O plano aprovado pelo Supremo Tribunal Federal (STF) reconhece essa necessidade. A área de mais de 8 mil hectares, localizada no sul de Rondônia, será transformada em unidade de conservação de proteção integral. Mais do que uma ação administrativa, o gesto representa um marco simbólico de reparação. O território, antes ameaçado por pressões externas, passará a ter status de patrimônio coletivo. A medida, portanto, extrapola os limites do direito fundiário e projeta-se como um instrumento de preservação cultural e ambiental.
A trajetória do "Índio do Buraco", que viveu por quase três décadas em completo isolamento, expõe a complexidade da relação entre povos originários e a sociedade. Enquanto buscava permanecer distante da cjamada "civilização", a presença dele se transformou em símbolo de resistência e em alerta sobre as consequências da violência que recaiu sobre diversas etnias. A ausência de herdeiros diretos, contudo, exigiu que a memória fosse amparada por mecanismos institucionais capazes de garantir sua continuidade.
O Parque Nacional Tanaru cumpre essa função, mas seu alcance dependerá da execução rigorosa do plano de trabalho.
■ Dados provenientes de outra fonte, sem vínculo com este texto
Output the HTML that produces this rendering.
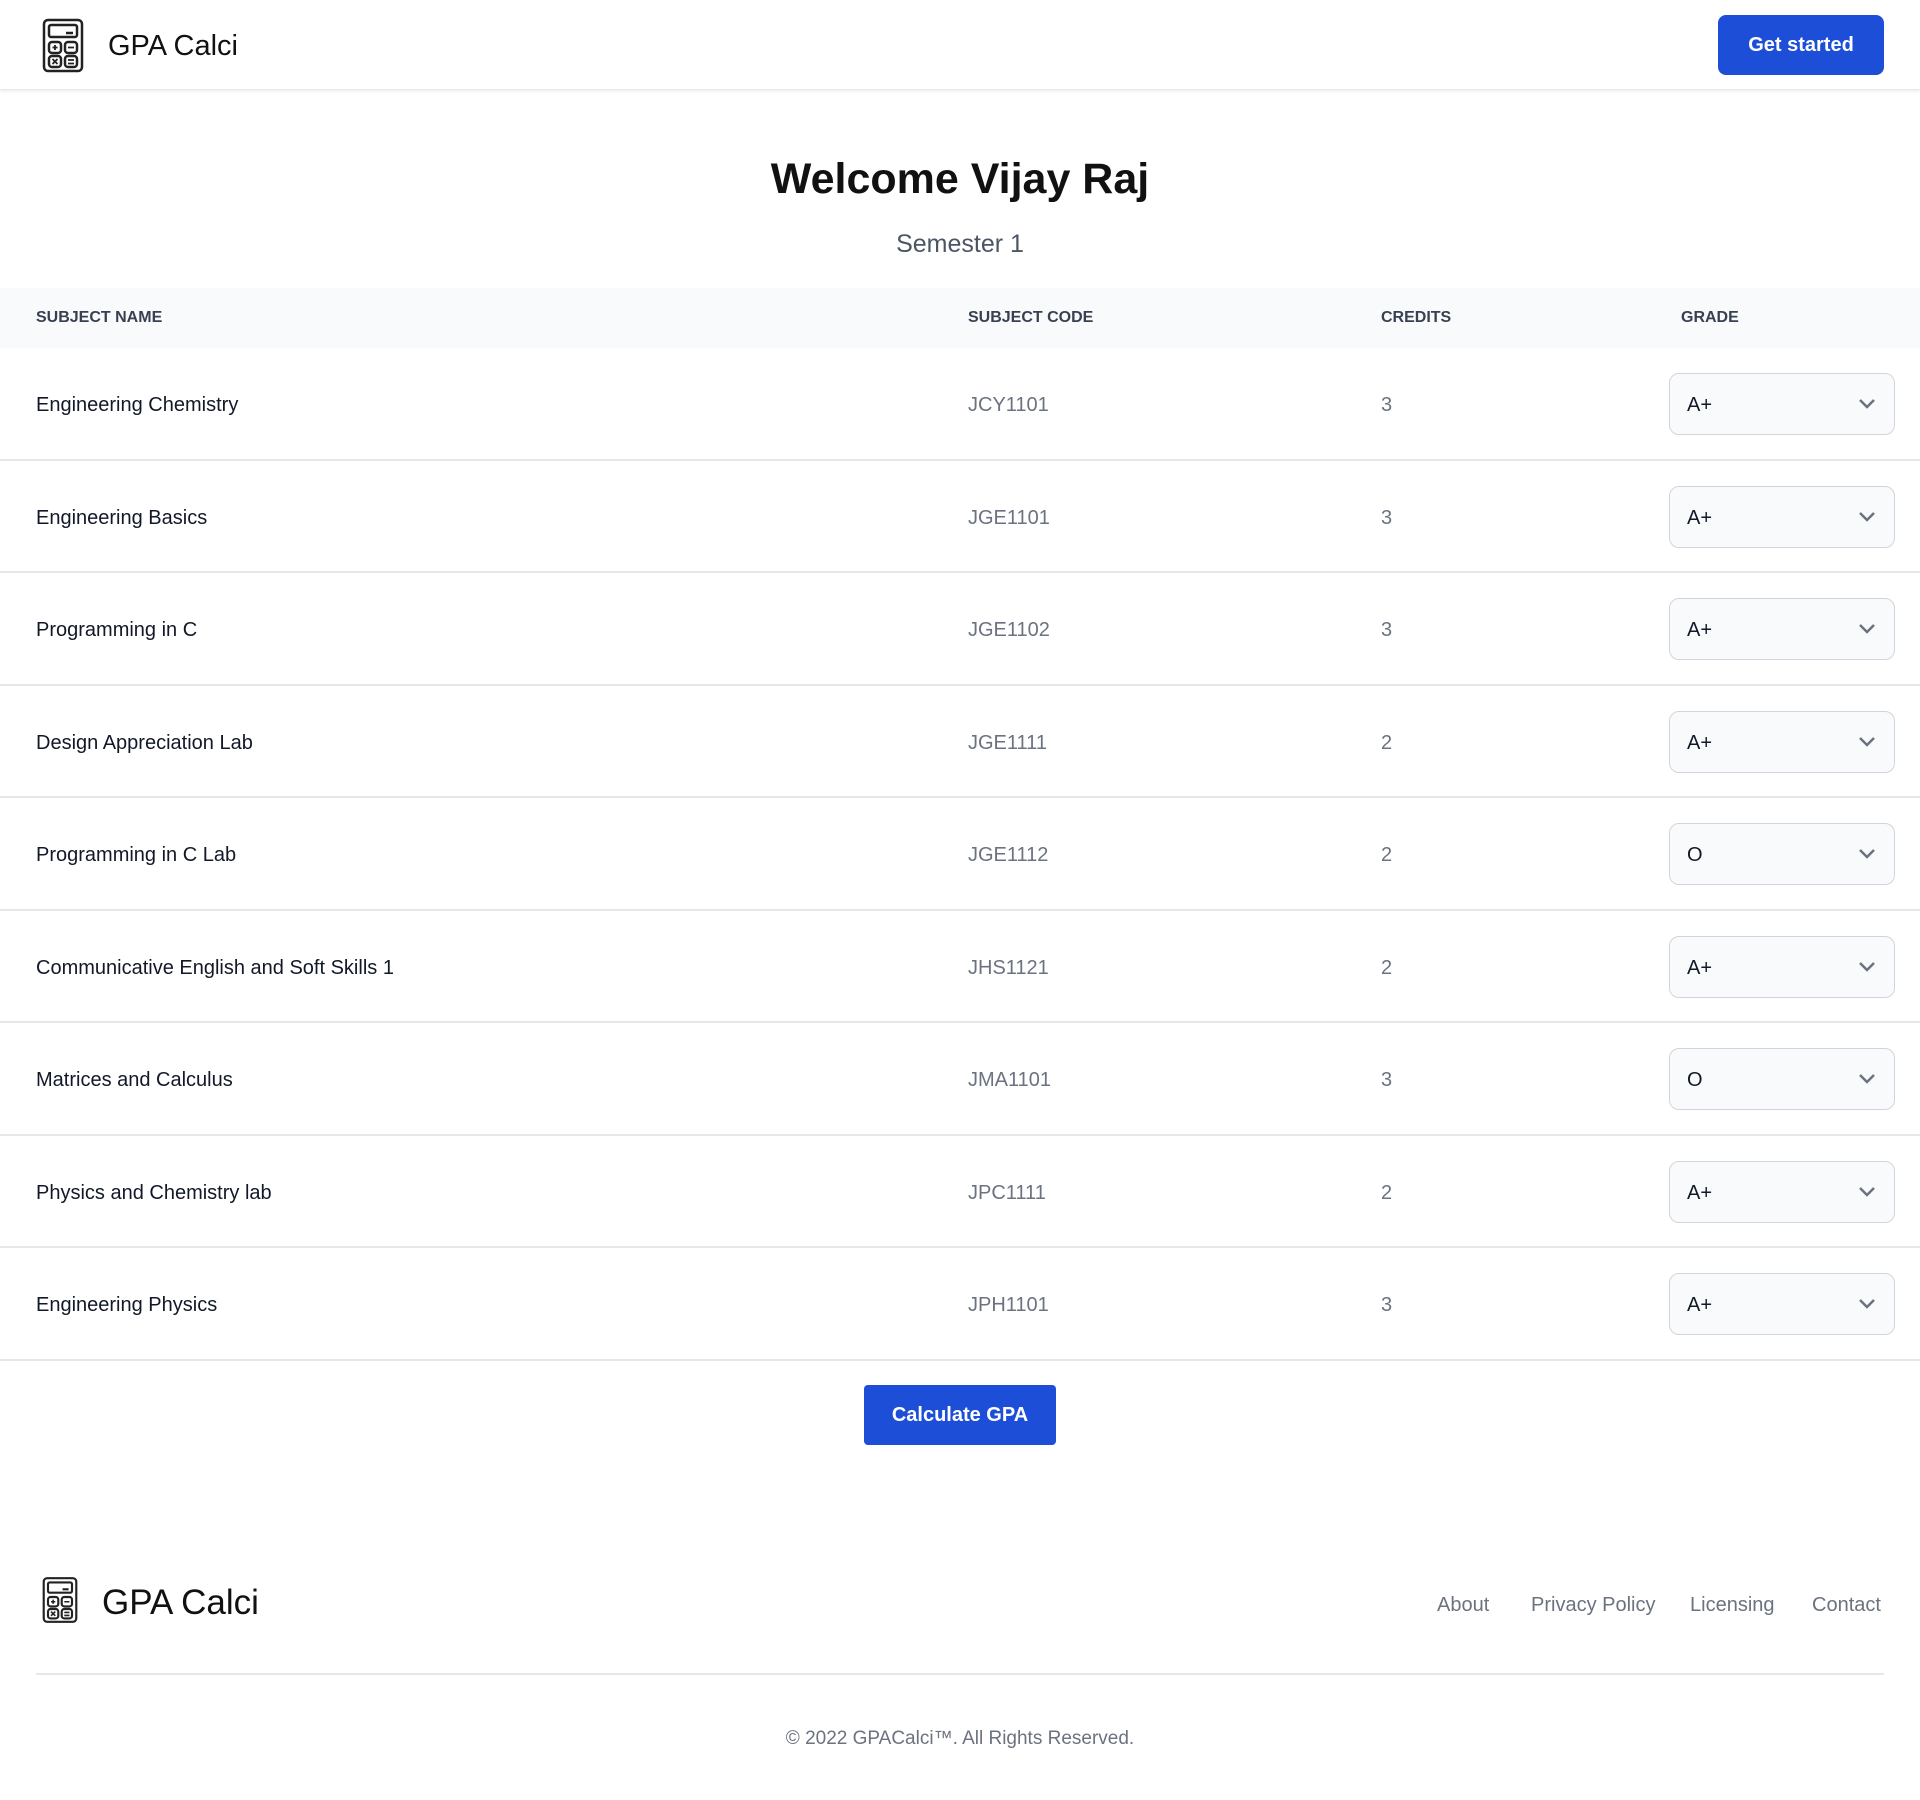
<!DOCTYPE html>
<html><head><meta charset="utf-8"><style>
*{box-sizing:border-box;margin:0;padding:0}
body{width:1920px;height:1800px;background:#fff;font-family:"Liberation Sans",sans-serif;position:relative;overflow:hidden;color:#111827}
.abs{position:absolute}
.hdr{left:0;top:0;width:1920px;height:90px;border-bottom:1px solid #e5e7eb;box-shadow:0 2px 3px rgba(0,0,0,.06)}
.btn{background:#1d4ed8;color:#fff;font-weight:bold;border-radius:8px;display:flex;align-items:center;justify-content:center;font-size:20px}
.th{top:288px;left:0;width:1920px;height:60px;background:#f9fafb}
.th span{position:absolute;top:21px;font-size:16px;font-weight:bold;color:#374151}
.row{left:0;width:1920px;height:112.5px;border-bottom:2px solid #e5e7eb}
.row .n{position:absolute;left:36px;top:46px;font-size:20px;color:#111827}
.row .c{position:absolute;left:968px;top:46px;font-size:20px;color:#6b7280}
.row .k{position:absolute;left:1381px;top:46px;font-size:20px;color:#6b7280}
.sel{position:absolute;left:1669px;top:25px;width:226px;height:62px;border:1px solid #d1d5db;border-radius:10px;background:#f9fafb}
.sel span{position:absolute;left:17px;top:20px;font-size:20px;color:#111827}
.sel svg{position:absolute;right:18px;top:23px}
.fl{top:1594px;font-size:20px;color:#6b7280}
</style></head><body>
<div class="abs hdr"></div>
<svg class="abs" style="left:42px;top:18px" width="42" height="55" viewBox="0 0 42 55" fill="none" stroke="#222" stroke-width="2.5">
<rect x="2" y="2" width="38" height="51" rx="4"/>
<rect x="7" y="7" width="28" height="12" rx="2"/>
<line x1="24" y1="15" x2="31" y2="15"/>
<rect x="7" y="24" width="12" height="11" rx="3"/><rect x="23" y="24" width="12" height="11" rx="3"/>
<rect x="7" y="38" width="12" height="11" rx="3"/><rect x="23" y="38" width="12" height="11" rx="3"/>
<path d="M13 27v5M10.5 29.5h5M26 29.5h6M10.5 41l5 5M15.5 41l-5 5M26 42h6M26 45.5h6" stroke-width="1.8"/>
</svg>
<div class="abs" style="left:108px;top:30px;font-size:29px;color:#111">GPA Calci</div>
<div class="abs btn" style="left:1718px;top:15px;width:166px;height:60px">Get started</div>

<div class="abs" style="left:0;width:1920px;top:155px;text-align:center;font-size:43px;font-weight:bold;color:#111">Welcome Vijay Raj</div>
<div class="abs" style="left:0;width:1920px;top:230px;text-align:center;font-size:25px;color:#4b5563">Semester 1</div>

<div class="abs th"><span style="left:36px">SUBJECT NAME</span><span style="left:968px">SUBJECT CODE</span><span style="left:1381px">CREDITS</span><span style="left:1681px">GRADE</span></div>

<div class="abs row" style="top:348px"><span class="n">Engineering Chemistry</span><span class="c">JCY1101</span><span class="k">3</span><div class="sel"><span>A+</span><svg width="18" height="12" viewBox="0 0 18 12"><path d="M2 3l7 7 7-7" stroke="#6b7280" stroke-width="2.5" fill="none"/></svg></div></div>
<div class="abs row" style="top:460.5px"><span class="n">Engineering Basics</span><span class="c">JGE1101</span><span class="k">3</span><div class="sel"><span>A+</span><svg width="18" height="12" viewBox="0 0 18 12"><path d="M2 3l7 7 7-7" stroke="#6b7280" stroke-width="2.5" fill="none"/></svg></div></div>
<div class="abs row" style="top:573px"><span class="n">Programming in C</span><span class="c">JGE1102</span><span class="k">3</span><div class="sel"><span>A+</span><svg width="18" height="12" viewBox="0 0 18 12"><path d="M2 3l7 7 7-7" stroke="#6b7280" stroke-width="2.5" fill="none"/></svg></div></div>
<div class="abs row" style="top:685.5px"><span class="n">Design Appreciation Lab</span><span class="c">JGE1111</span><span class="k">2</span><div class="sel"><span>A+</span><svg width="18" height="12" viewBox="0 0 18 12"><path d="M2 3l7 7 7-7" stroke="#6b7280" stroke-width="2.5" fill="none"/></svg></div></div>
<div class="abs row" style="top:798px"><span class="n">Programming in C Lab</span><span class="c">JGE1112</span><span class="k">2</span><div class="sel"><span>O</span><svg width="18" height="12" viewBox="0 0 18 12"><path d="M2 3l7 7 7-7" stroke="#6b7280" stroke-width="2.5" fill="none"/></svg></div></div>
<div class="abs row" style="top:910.5px"><span class="n">Communicative English and Soft Skills 1</span><span class="c">JHS1121</span><span class="k">2</span><div class="sel"><span>A+</span><svg width="18" height="12" viewBox="0 0 18 12"><path d="M2 3l7 7 7-7" stroke="#6b7280" stroke-width="2.5" fill="none"/></svg></div></div>
<div class="abs row" style="top:1023px"><span class="n">Matrices and Calculus</span><span class="c">JMA1101</span><span class="k">3</span><div class="sel"><span>O</span><svg width="18" height="12" viewBox="0 0 18 12"><path d="M2 3l7 7 7-7" stroke="#6b7280" stroke-width="2.5" fill="none"/></svg></div></div>
<div class="abs row" style="top:1135.5px"><span class="n">Physics and Chemistry lab</span><span class="c">JPC1111</span><span class="k">2</span><div class="sel"><span>A+</span><svg width="18" height="12" viewBox="0 0 18 12"><path d="M2 3l7 7 7-7" stroke="#6b7280" stroke-width="2.5" fill="none"/></svg></div></div>
<div class="abs row" style="top:1248px"><span class="n">Engineering Physics</span><span class="c">JPH1101</span><span class="k">3</span><div class="sel"><span>A+</span><svg width="18" height="12" viewBox="0 0 18 12"><path d="M2 3l7 7 7-7" stroke="#6b7280" stroke-width="2.5" fill="none"/></svg></div></div>

<div class="abs btn" style="left:864px;top:1385px;width:192px;height:60px;border-radius:4px">Calculate GPA</div>

<svg class="abs" style="left:42px;top:1576px" width="36" height="48" viewBox="0 0 42 55" fill="none" stroke="#222" stroke-width="2.5">
<rect x="2" y="2" width="38" height="51" rx="4"/>
<rect x="7" y="7" width="28" height="12" rx="2"/>
<line x1="24" y1="15" x2="31" y2="15"/>
<rect x="7" y="24" width="12" height="11" rx="3"/><rect x="23" y="24" width="12" height="11" rx="3"/>
<rect x="7" y="38" width="12" height="11" rx="3"/><rect x="23" y="38" width="12" height="11" rx="3"/>
<path d="M13 27v5M10.5 29.5h5M26 29.5h6M10.5 41l5 5M15.5 41l-5 5M26 42h6M26 45.5h6" stroke-width="1.8"/>
</svg>
<div class="abs" style="left:102px;top:1583px;font-size:35px;color:#111">GPA Calci</div>
<div class="abs fl" style="left:1437px">About</div>
<div class="abs fl" style="left:1531px">Privacy Policy</div>
<div class="abs fl" style="left:1690px">Licensing</div>
<div class="abs fl" style="left:1812px">Contact</div>
<div class="abs" style="left:36px;top:1673px;width:1848px;height:2px;background:#e5e7eb"></div>
<div class="abs" style="left:0;width:1920px;top:1728px;text-align:center;font-size:19px;color:#6b7280">© 2022 GPACalci™. All Rights Reserved.</div>
</body></html>
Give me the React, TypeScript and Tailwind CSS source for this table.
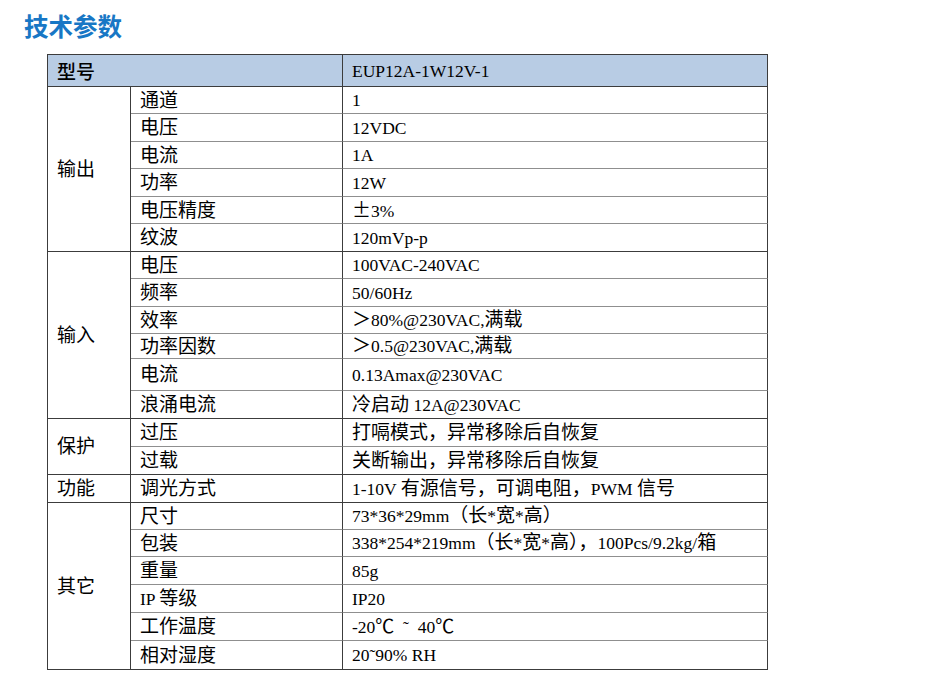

O Estado brasileiro, por meio de seus órgãos ambientais, culturais e indigenistas, terá de assegurar que cada etapa prevista seja implementada com transparência. Informações semestrais e relatórios de progresso não podem se restringir ao papel. É preciso que a proteção seja efetiva e que impeça qualquer tipo de invasão ou degradação da área.
Há também uma dimensão pedagógica envolvida. Ao reconhecer o território como unidade de conservação, o país envia um recado sobre a necessidade de valorizar sua diversidade histórica e cultural. A memória de um povo extinto não deve ser tratada apenas como registro do passado, mas como parte da identidade coletiva que molda o presente. Preservar Tanaru significa, de certo modo, preservar a consciência nacional sobre o que foi perdido e sobre o que ainda pode ser protegido.
Por outro lado, cabe ponderar que a criação de um parque não é solução definitiva para os dilemas que envolvem a política indigenista. É um passo importante, mas não substitui a necessidade de ações mais amplas de proteção aos povos que ainda resistem em isolamento ou em situação de vulnerabilidade. A história de Tanaru não pode se repetir em outros territórios. O futuro exige vigilância, políticas públicas consistentes e respeito irrestrito às garantias constitucionais.